Ze'ev Rosenkranz, senior editor of the Einstein Papers Project, said: “I think a lot of comments strike us as pretty unpleasant – what he says about the Chinese in particular.
“They're kind of in contrast to the public image of the great humanitarian icon. I think it's quite a shock to read those and contrast them with his more public statements. He didn't intend them for publication.”
Rosenkranz said that although views like Einstein's were prevalent at the time, they were not universal. “'We have to understand, he was of the zeitgeist , part of the time' – but I think I tried here and there to give a broader context. There were other views out there, more tolerant views,” he said.

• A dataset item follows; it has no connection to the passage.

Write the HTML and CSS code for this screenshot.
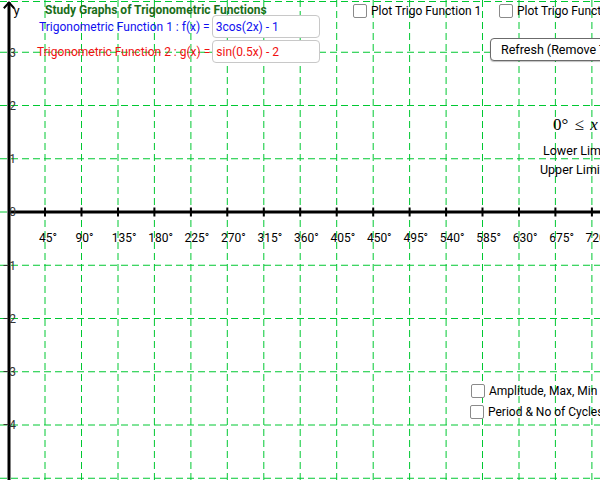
FILE: index.html
```html
<!DOCTYPE html>
<html>
<head>
<meta charset="utf-8">
<link rel="stylesheet" href="styles.css">
</head>
<body>
<div class="stage">
  <svg class="graph" width="600" height="480" viewBox="0 0 600 480" xmlns="http://www.w3.org/2000/svg">
    <g class="grid" stroke="#00c832" stroke-width="1" stroke-dasharray="7 4" fill="none">
      <line x1="0" y1="1.5" x2="600" y2="1.5"/>
      <line x1="0" y1="52.25" x2="600" y2="52.25"/>
      <line x1="0" y1="105.5" x2="600" y2="105.5"/>
      <line x1="0" y1="158.75" x2="600" y2="158.75"/>
      <line x1="0" y1="212" x2="600" y2="212"/>
      <line x1="0" y1="265.25" x2="600" y2="265.25"/>
      <line x1="0" y1="318.5" x2="600" y2="318.5"/>
      <line x1="0" y1="371.75" x2="600" y2="371.75"/>
      <line x1="0" y1="425" x2="600" y2="425"/>
      <line x1="0" y1="478.25" x2="600" y2="478.25"/>
      <line x1="45" y1="0" x2="45" y2="480"/>
      <line x1="81.5" y1="0" x2="81.5" y2="480"/>
      <line x1="118" y1="0" x2="118" y2="480"/>
      <line x1="154.4" y1="0" x2="154.4" y2="480"/>
      <line x1="190.9" y1="0" x2="190.9" y2="480"/>
      <line x1="227.3" y1="0" x2="227.3" y2="480"/>
      <line x1="263.8" y1="0" x2="263.8" y2="480"/>
      <line x1="300.2" y1="0" x2="300.2" y2="480"/>
      <line x1="336.7" y1="0" x2="336.7" y2="480"/>
      <line x1="373.2" y1="0" x2="373.2" y2="480"/>
      <line x1="409.6" y1="0" x2="409.6" y2="480"/>
      <line x1="446.1" y1="0" x2="446.1" y2="480"/>
      <line x1="482.5" y1="0" x2="482.5" y2="480"/>
      <line x1="519" y1="0" x2="519" y2="480"/>
      <line x1="555.4" y1="0" x2="555.4" y2="480"/>
      <line x1="591.9" y1="0" x2="591.9" y2="480"/>
    </g>
    <g class="axes" stroke="#000" fill="none">
      <line x1="9" y1="212" x2="600" y2="212" stroke-width="3"/>
      <line x1="9" y1="2" x2="9" y2="480" stroke-width="3"/>
      <polyline points="4.5,7.5 9,2.5 13.5,7.5" stroke-width="2" stroke-linecap="square"/>
      <g stroke-width="2">
        <line x1="45" y1="207.5" x2="45" y2="216.5"/>
        <line x1="81.5" y1="207.5" x2="81.5" y2="216.5"/>
        <line x1="118" y1="207.5" x2="118" y2="216.5"/>
        <line x1="154.4" y1="207.5" x2="154.4" y2="216.5"/>
        <line x1="190.9" y1="207.5" x2="190.9" y2="216.5"/>
        <line x1="227.3" y1="207.5" x2="227.3" y2="216.5"/>
        <line x1="263.8" y1="207.5" x2="263.8" y2="216.5"/>
        <line x1="300.2" y1="207.5" x2="300.2" y2="216.5"/>
        <line x1="336.7" y1="207.5" x2="336.7" y2="216.5"/>
        <line x1="373.2" y1="207.5" x2="373.2" y2="216.5"/>
        <line x1="409.6" y1="207.5" x2="409.6" y2="216.5"/>
        <line x1="446.1" y1="207.5" x2="446.1" y2="216.5"/>
        <line x1="482.5" y1="207.5" x2="482.5" y2="216.5"/>
        <line x1="519" y1="207.5" x2="519" y2="216.5"/>
        <line x1="555.4" y1="207.5" x2="555.4" y2="216.5"/>
        <line x1="591.9" y1="207.5" x2="591.9" y2="216.5"/>
      </g>
    </g>
    <g class="xlab">
      <text x="39" y="242">45°</text>
      <text x="75.5" y="242">90°</text>
      <text x="111.7" y="242">135°</text>
      <text x="148.2" y="242">180°</text>
      <text x="184.6" y="242">225°</text>
      <text x="221.1" y="242">270°</text>
      <text x="257.5" y="242">315°</text>
      <text x="294" y="242">360°</text>
      <text x="330.5" y="242">405°</text>
      <text x="366.9" y="242">450°</text>
      <text x="403.4" y="242">495°</text>
      <text x="439.8" y="242">540°</text>
      <text x="476.3" y="242">585°</text>
      <text x="512.7" y="242">630°</text>
      <text x="549.2" y="242">675°</text>
      <text x="585.6" y="242">720°</text>
    </g>
    <g class="ylab">
      <text x="16" y="56.5">3</text>
      <text x="16" y="109.8">2</text>
      <text x="16" y="163">1</text>
      <text x="16" y="216.3">0</text>
      <text x="16" y="269.5">−1</text>
      <text x="16" y="322.8">−2</text>
      <text x="16" y="376">−3</text>
      <text x="16" y="429.3">−4</text>
    </g>
    <text class="ylab-name" x="13.5" y="15">y</text>
  </svg>

  <div class="title">Study Graphs of Trigonometric Functions</div>

  <div class="fn fn1">
    <span class="fn-label">Trigonometric Function 1 : f(x) = </span>
    <span class="fn-input">3cos(2x) - 1</span>
  </div>
  <div class="fn fn2">
    <span class="fn-label">Trigonometric Function 2 : g(x) = </span>
    <span class="fn-input">sin(0.5x) - 2</span>
  </div>

  <div class="check check-plot1"><span class="cb"></span><span class="cb-text">Plot Trigo Function 1</span></div>
  <div class="check check-plot2"><span class="cb"></span><span class="cb-text">Plot Trigo Function 2</span></div>

  <div class="refresh">Refresh (Remove Trace)</div>

  <div class="range">0° <span class="rel">≤</span> <i>x</i> ≤ 720°</div>
  <div class="limit lower">Lower Limit</div>
  <div class="limit upper">Upper Limit</div>

  <div class="check check-amp"><span class="cb"></span><span class="cb-text">Amplitude, Max, Min</span></div>
  <div class="check check-period"><span class="cb"></span><span class="cb-text">Period &amp; No of Cycles</span></div>
</div>
</body>
</html>
```

FILE: styles.css
```css
html, body {
  margin: 0;
  padding: 0;
  background: #fff;
}

.stage {
  position: relative;
  width: 600px;
  height: 480px;
  overflow: hidden;
  font-family: Roboto, "Liberation Sans", sans-serif;
  font-size: 12px;
  color: #000;
  white-space: nowrap;
}

.graph {
  position: absolute;
  left: 0;
  top: 0;
  display: block;
}

.xlab text {
  font-family: Roboto, "Liberation Sans", sans-serif;
  font-size: 12px;
  fill: #000;
}

.ylab text {
  font-family: Roboto, "Liberation Sans", sans-serif;
  font-size: 12px;
  fill: #333;
  text-anchor: end;
}

.ylab-name {
  font-family: Roboto, "Liberation Sans", sans-serif;
  font-size: 13px;
  fill: #000;
}

.title {
  position: absolute;
  left: 45px;
  top: 3px;
  font-weight: bold;
  color: #1a6e1a;
  font-size: 12px;
  line-height: 14px;
}

.fn {
  position: absolute;
  display: flex;
  align-items: center;
  height: 23px;
}

.fn1 { left: 39px; top: 15px; color: #1010f0; }
.fn2 { left: 37px; top: 40px; color: #f01010; }

.fn-label {
  font-size: 12px;
  line-height: 14px;
}

.fn-input {
  box-sizing: border-box;
  width: 108px;
  height: 23px;
  margin-left: 2px;
  padding: 0 3px;
  border: 1px solid #c8c8c8;
  border-radius: 4px;
  background: #fff;
  display: flex;
  align-items: center;
  font-size: 12px;
}

.check {
  position: absolute;
  display: flex;
  align-items: center;
  gap: 4px;
  font-size: 12px;
  line-height: 14px;
}

.cb {
  box-sizing: border-box;
  display: block;
  width: 14px;
  height: 14px;
  border: 1.5px solid #8a8a8a;
  border-radius: 2px;
  background: #fff;
}

.check-plot1 { left: 353px; top: 4px; }
.check-plot2 { left: 499px; top: 4px; }
.check-amp { left: 471px; top: 384px; }
.check-period { left: 470px; top: 405px; }

.refresh {
  position: absolute;
  left: 490px;
  top: 38px;
  box-sizing: border-box;
  height: 23px;
  padding: 0 10px;
  border: 1.5px solid #6b6b6b;
  border-radius: 4px;
  background: #fff;
  display: flex;
  align-items: center;
  font-size: 12.5px;
  box-shadow: 0 1px 1px rgba(0,0,0,0.25);
}

.range {
  position: absolute;
  left: 553px;
  top: 115px;
  font-family: "Liberation Serif", "DejaVu Serif", serif;
  font-size: 17px;
  line-height: 20px;
  word-spacing: 2px;
}

.limit {
  position: absolute;
  font-size: 12.5px;
  line-height: 14px;
}

.lower { left: 543px; top: 144px; }
.upper { left: 540px; top: 163px; }
```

In his introduction, Rosenkranz writes how it is important to explore how a humanist icon such as Einstein – whose image was once used for a UNHCR campaign with the slogan “A bundle of belongings isn’t the only thing a refugee brings to his new country. Einstein was a refugee” – could have written xenophobic comments about the peoples he encountered.
“The answer to this question seems very relevant in today’s world, in which the hatred of the other is so rampant in so many places around the world,” he writes. “It seems that even Einstein sometimes had a very hard time recognising himself in the face of the other.”